Maler had originally planned to stage Macbeth this summer; he chose the patriotic Henry V, which chronicles the title character’s 15th-century victory over an effete and insulting France while portraying ethnic divisions within the British forces, in the wake of September 11. " War, " the director asserts in a program note, " reveals the best of humanity and the worst of humanity. " From interviews, we glean that Maler wants to play down Henry’s heroic gleam, giving equal weight to what seem (at least to us) the character’s more troubling reactions to the pressures of war, including barbarous threats at the siege of Harfleur and panicky orders to kill French prisoners. Additionally, in this production, the king’s one-time fellow Falstaff satellite, enflamed-faced Bardolph, is dragged on stage, whining and begging, and hanged in full view of monarch and audience for his theft of a pax from a French church, without Henry’s so much as flinching. But Rapp lacks sufficient depth to create the complex portrait Maler intends. His ordinary-guy Henry, though likable and self-effacing when trying to sell himself to the French princess he has in effect already bought, is best in his quiet, prayerful moments, and there aren’t enough of them.

The production, though, works admirably, its three hours fleeting by on a beautiful evening, its grim World War II subway tableau and snippets of 1940s radio broadcast serving as an unlikely but affecting backdrop to a seemingly dark day at Agincourt.
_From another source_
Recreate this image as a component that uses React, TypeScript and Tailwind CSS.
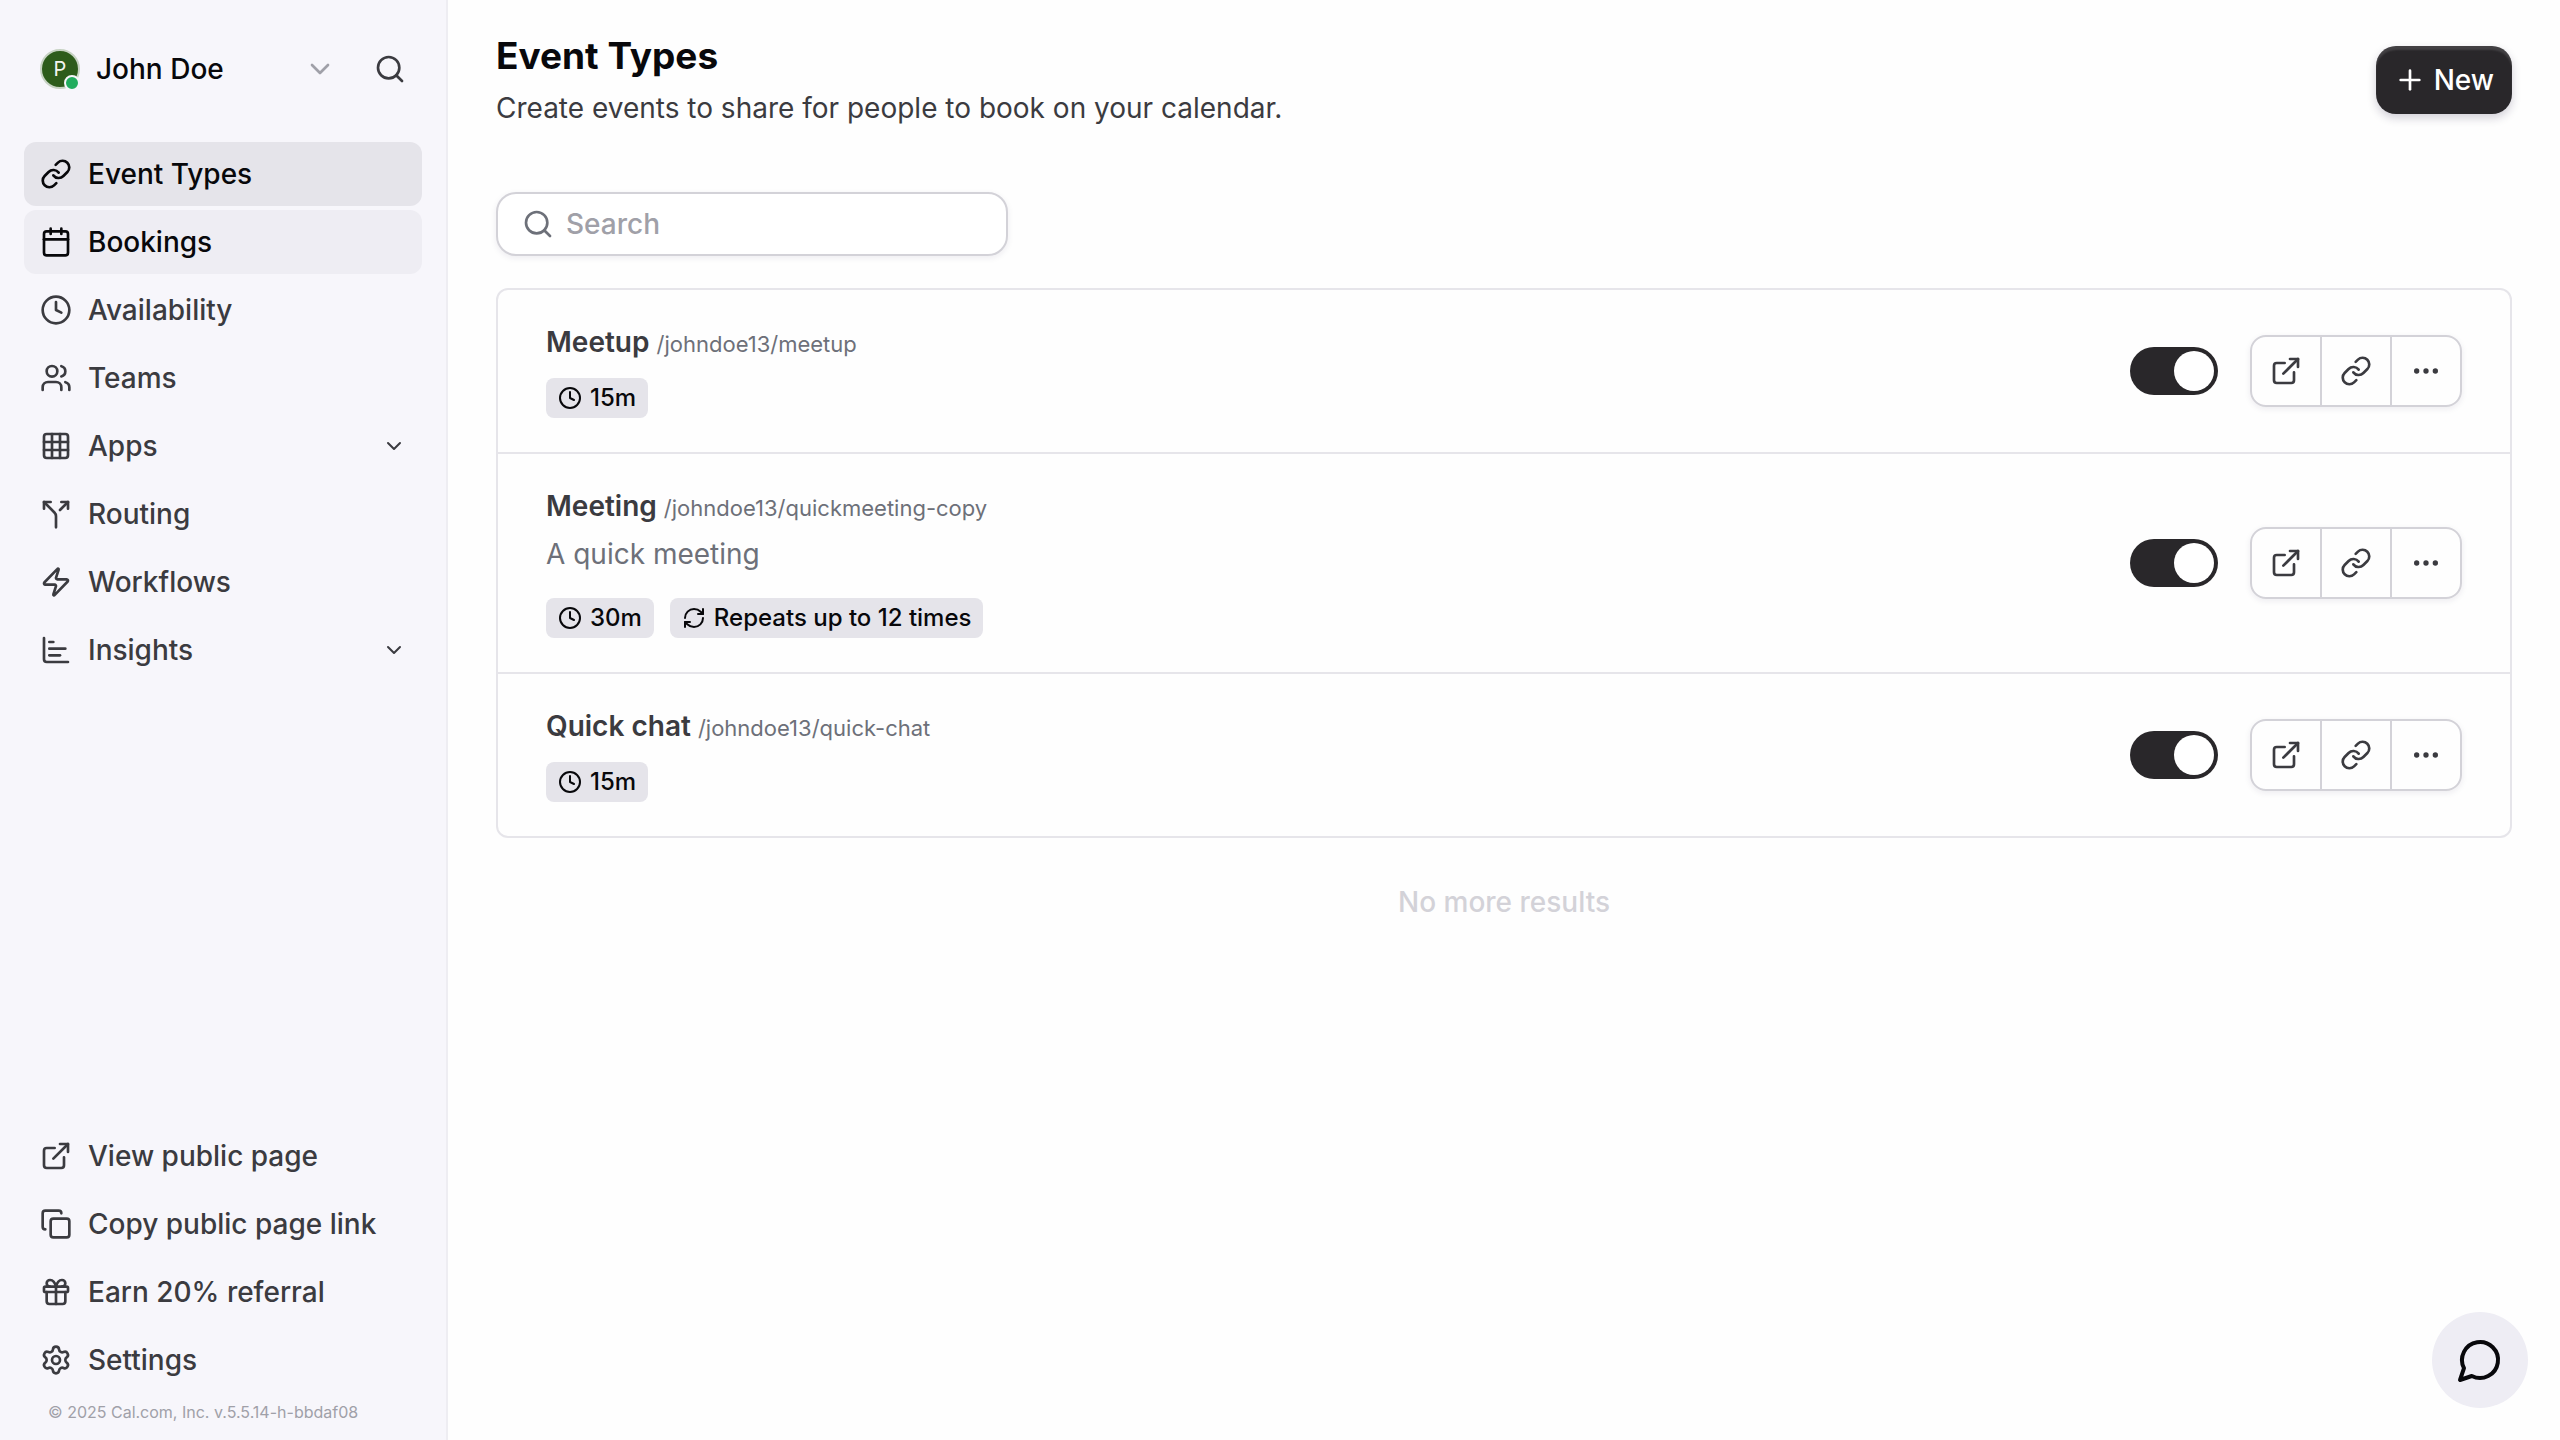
import { useState } from "react";
import type { ReactNode } from "react";
import {
  Calendar,
  ChartBar,
  ChevronDown,
  Clock,
  Copy,
  Ellipsis,
  ExternalLink,
  Gift,
  Grid3x3,
  Link as LinkIcon,
  Plus,
  RefreshCw,
  Search,
  Settings,
  Split,
  Users,
  Zap,
} from "lucide-react";
import type { LucideIcon } from "lucide-react";

type NavItem = {
  label: string;
  icon: LucideIcon;
  state?: "active" | "hover";
  expandable?: boolean;
};

const mainNav: NavItem[] = [
  { label: "Event Types", icon: LinkIcon, state: "active" },
  { label: "Bookings", icon: Calendar, state: "hover" },
  { label: "Availability", icon: Clock },
  { label: "Teams", icon: Users },
  { label: "Apps", icon: Grid3x3, expandable: true },
  { label: "Routing", icon: Split },
  { label: "Workflows", icon: Zap },
  { label: "Insights", icon: ChartBar, expandable: true },
];

const footerNav: NavItem[] = [
  { label: "View public page", icon: ExternalLink },
  { label: "Copy public page link", icon: Copy },
  { label: "Earn 20% referral", icon: Gift },
  { label: "Settings", icon: Settings },
];

type EventType = {
  title: string;
  slug: string;
  description?: string;
  duration: string;
  repeats?: string;
};

const eventTypes: EventType[] = [
  { title: "Meetup", slug: "/johndoe13/meetup", duration: "15m" },
  {
    title: "Meeting",
    slug: "/johndoe13/quickmeeting-copy",
    description: "A quick meeting",
    duration: "30m",
    repeats: "Repeats up to 12 times",
  },
  { title: "Quick chat", slug: "/johndoe13/quick-chat", duration: "15m" },
];

const navStateClass = {
  active: "bg-[#e5e4ea] text-[#08080b]",
  hover: "bg-[#eeedf3] text-[#08080b]",
  idle: "text-[#3b3b40]",
};

function NavLink({ item }: { item: NavItem }) {
  const Icon = item.icon;
  return (
    <li>
      <a
        href="#"
        aria-current={item.state === "active" ? "page" : undefined}
        className={`flex h-16 items-center gap-4 rounded-xl px-4 text-[28px] font-medium ${navStateClass[item.state ?? "idle"]}`}
      >
        <Icon className="size-8 shrink-0" strokeWidth={2} />
        <span className="flex-1 whitespace-nowrap">{item.label}</span>
        {item.expandable && <ChevronDown className="size-6" strokeWidth={2} />}
      </a>
    </li>
  );
}

function Sidebar() {
  return (
    <aside className="flex w-[448px] shrink-0 flex-col border-r-2 border-[#eeedf2] bg-[#f7f6fb] px-6">
      <div className="mt-10 flex h-[58px] items-center px-4">
        <button type="button" className="flex flex-1 items-center">
          <span className="relative flex size-10 items-center justify-center rounded-full border-2 border-[#c6d2c2] bg-[#2d5c1b] text-[20px] text-[#f3f5f0]">
            P
            <span className="absolute -right-0.5 -bottom-1 size-4 rounded-full border-2 border-[#f7f6fb] bg-[#22ac5e]" />
          </span>
          <span className="ml-4 flex-1 text-left text-[28px] font-medium text-[#08080b]">
            John Doe
          </span>
          <ChevronDown className="mr-[38px] size-8 text-[#a0a0a8]" strokeWidth={2} />
        </button>
        <button type="button" aria-label="Search" className="text-[#3b3b40]">
          <Search className="size-8" strokeWidth={2} />
        </button>
      </div>
      <nav aria-label="Main" className="mt-11">
        <ul className="flex flex-col gap-1">
          {mainNav.map((item) => (
            <NavLink key={item.label} item={item} />
          ))}
        </ul>
      </nav>
      <div className="mt-auto pb-3">
        <ul className="flex flex-col gap-1">
          {footerNav.map((item) => (
            <NavLink key={item.label} item={item} />
          ))}
        </ul>
        <small className="mt-1 block px-6 text-[16px] leading-8 text-[#a0a0a8]">
          © 2025 Cal.com, Inc. v.5.5.14-h-bbdaf08
        </small>
      </div>
    </aside>
  );
}

function Badge({ icon: Icon, children }: { icon: LucideIcon; children: ReactNode }) {
  return (
    <span className="flex h-10 items-center gap-2 rounded-lg bg-[#e5e4ea] px-3 text-[24px] font-medium text-[#08080b]">
      <Icon className="size-6" strokeWidth={2} />
      {children}
    </span>
  );
}

function Toggle({ label }: { label: string }) {
  const [on, setOn] = useState(true);
  return (
    <label className="relative flex cursor-pointer">
      <input
        type="checkbox"
        role="switch"
        aria-label={label}
        checked={on}
        onChange={() => setOn(!on)}
        className="peer sr-only"
      />
      <span className="flex h-12 w-[88px] justify-start rounded-full bg-[#d3d2d8] p-1 peer-checked:justify-end peer-checked:bg-[#29272a]">
        <span className="size-10 rounded-full bg-white" />
      </span>
    </label>
  );
}

const actions: { label: string; icon: LucideIcon }[] = [
  { label: "Preview", icon: ExternalLink },
  { label: "Copy link", icon: LinkIcon },
  { label: "More options", icon: Ellipsis },
];

function EventRow({ event }: { event: EventType }) {
  return (
    <li className="flex items-center px-12">
      <div className="min-w-0 flex-1 pt-8 pb-[34px]">
        <h2 className="text-[28px] leading-10 font-semibold text-[#3b3b40]">
          {event.title}{" "}
          <small className="text-[22px] leading-none font-normal text-[#6d7079]">
            {event.slug}
          </small>
        </h2>
        {event.description && (
          <p className="mt-2 mb-6 text-[28px] leading-10 text-[#6d7079]">{event.description}</p>
        )}
        <div className="mt-4 flex gap-4">
          <Badge icon={Clock}>{event.duration}</Badge>
          {event.repeats && <Badge icon={RefreshCw}>{event.repeats}</Badge>}
        </div>
      </div>
      <div className="flex items-center gap-8">
        <Toggle label={`Show ${event.title} on profile`} />
        <div className="flex divide-x-2 divide-[#d3d2d8] rounded-2xl border-2 border-[#d3d2d8] shadow-[0_2px_6px_rgba(40,30,80,0.08)]">
          {actions.map(({ label, icon: Icon }) => (
            <button
              key={label}
              type="button"
              aria-label={label}
              className="box-content flex h-[68px] w-[68px] items-center justify-center text-[#3b3b40]"
            >
              <Icon className="size-8" strokeWidth={2} />
            </button>
          ))}
        </div>
      </div>
    </li>
  );
}

export default function App() {
  return (
    <div className="flex min-h-screen bg-[#fefefe] font-['Inter',sans-serif]">
      <Sidebar />
      <main className="min-w-0 flex-1 px-12 pt-8">
        <header className="flex items-start justify-between">
          <div>
            <h1 className="text-[37px] leading-[48px] font-bold text-[#08080b]">Event Types</h1>
            <p className="mt-2 text-[28px] leading-10 text-[#3b3b40]">
              Create events to share for people to book on your calendar.
            </p>
          </div>
          <button
            type="button"
            className="mt-[14px] flex h-[68px] items-center gap-2 rounded-[20px] bg-[#29272a] px-[18px] text-[28px] font-medium text-white shadow-[inset_0_4px_2px_rgba(255,255,255,0.12),0_4px_10px_rgba(30,20,60,0.2)]"
          >
            <Plus className="size-8" strokeWidth={2} />
            New
          </button>
        </header>
        <label className="mt-16 flex h-16 w-[512px] items-center gap-3 rounded-[20px] border-2 border-[#d3d2d8] bg-white px-6 shadow-[0_2px_6px_rgba(40,30,80,0.08)]">
          <Search className="size-8 text-[#6d7079]" strokeWidth={2} />
          <input
            type="search"
            aria-label="Search event types"
            placeholder="Search"
            className="min-w-0 flex-1 text-[28px] font-medium outline-none placeholder:text-[#a0a0a8]"
          />
        </label>
        <ul className="mt-8 divide-y-2 divide-[#e6e5ea] rounded-xl border-2 border-[#e6e5ea]">
          {eventTypes.map((event) => (
            <EventRow key={event.title} event={event} />
          ))}
        </ul>
        <p className="mt-11 text-center text-[28px] leading-10 font-medium text-[#d3d2d8]">
          No more results
        </p>
      </main>
      <button
        type="button"
        aria-label="Open chat"
        className="fixed right-8 bottom-8 flex size-24 items-center justify-center rounded-full bg-[#eeedf4] text-[#08080b]"
      >
        <svg
          viewBox="0 0 24 24"
          className="size-12"
          fill="none"
          stroke="currentColor"
          strokeWidth="2"
          strokeLinecap="round"
          strokeLinejoin="round"
          aria-hidden="true"
        >
          <path d="M7.9 20A9 9 0 1 0 4 16.1L2 22Z" />
        </svg>
      </button>
    </div>
  );
}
Moreover, the presence, on the sidelines or wandering through the action, of a small boy in pajamas (a representative of the terrors of war on the home front) serves to presage the pivotal murder of the English boys guarding the luggage — an act that hardens the king.

Too often productions of Shakespeare’s histories give way toward the end to amateur swordplay among a small cadre insufficient to trigger the " imaginary puissance " the Bard’s Chorus directs us to make. But fight director Walsh’s stylized battles, fought with staffs (the long-haired frat-boy French twirling theirs almost as if they were batons), are eerily stately. Also effective is the way in which the fight scenes fall away, usually revealing the unhelmeted king in the midst of things. And there is a gratifying battlefield encounter, not specified in the script, between Rapp’s Henry and Jonno Roberts’s smug rock-star Dauphin, whose taunting gift of tennis balls, along with the Archbishop of Canterbury’s convoluted interpretation of Salic law, got the war game rolling in act one.

This Henry V does not emphasize the ethnic divisiveness among the king’s army, though since its Pistol and its Fluellen are among its strongest presences, the characters’ tiff over Fluellen’s Welsh-ceremonial leek is a high point. Kissel’s Pistol, a scabrous, fast-talking ne’er-do-well who also exudes an aura of despair, especially at the hanging of Bartolph, makes the most of his role as Falstaff’s con-man and war-leech heir. The scene in which he exasperatedly tries to get his filching hand across the language barrier and into the pocket of a French prisoner is funnier than the comic bits in Henry V often are. He meets his match, though, in Kuntz’s gruff Fluellen, whose enthusiasm for all things Welsh, including the king, is so intense that at one point he picks the monarch up in a bear hug.

The usually comical Kuntz is amusing here, but in a manner as different from his usual antics as, well, Henry V is from Starfuckers or Actorz . . . with a Z (to name but two of Kuntz’s one-man collections of eccentric vignettes). The line-toeing Captain Fluellen is a bit of a caricature, but a fierce one, as devoted to martial discipline and martial history as he is to king and country. ( " Though it appears a little out of fashion,/There is much care and valor in this Welshman, " Henry says.) And Kuntz, employing an unrecognizable bark, a stiff-even-when-at-ease stance, the fighting habits of a she-bear, and just a tad of hysteria, brings out the character’s comic aspect, popping up at one point, atop a sandbag in the trenches, with a cup of tea. But he can be threatening, too, and never more so than when he makes Pistol, who has ridiculed his leek (a symbol worn by the Welsh on Saint Davy’s Day) eat said onion, whacking him not with " an English cudgel " but with his bare fists. Probably not even Kuntz’s most ardent fans would have pegged him as an action hero.

Apart from Henry V himself, it is Shakespeare’s Chorus that has the most-famous of the play’s lines of poetry, from the opening " O for a Muse of fire " to the fourth-act-ushering paean to the king’s " largesse universal like the sun " that leads to a widespread " little touch of Harry in the night. " In Maler’s conceit, the familiar conjurations of scene fall to Marya Lowry’s maternally comforting yet purringly eloquent green-coated and red-pumped madonna of the air raid, who tells a heroic tale to a mesmerized child as the bombs and the sirens make a racket. Lowry’s take is soothing, yet seductive. And the device of keeping the home front burning, as Shakespeare tells his tale of war abroad, seems particularly to suit this public-spirited yet apprehensive time.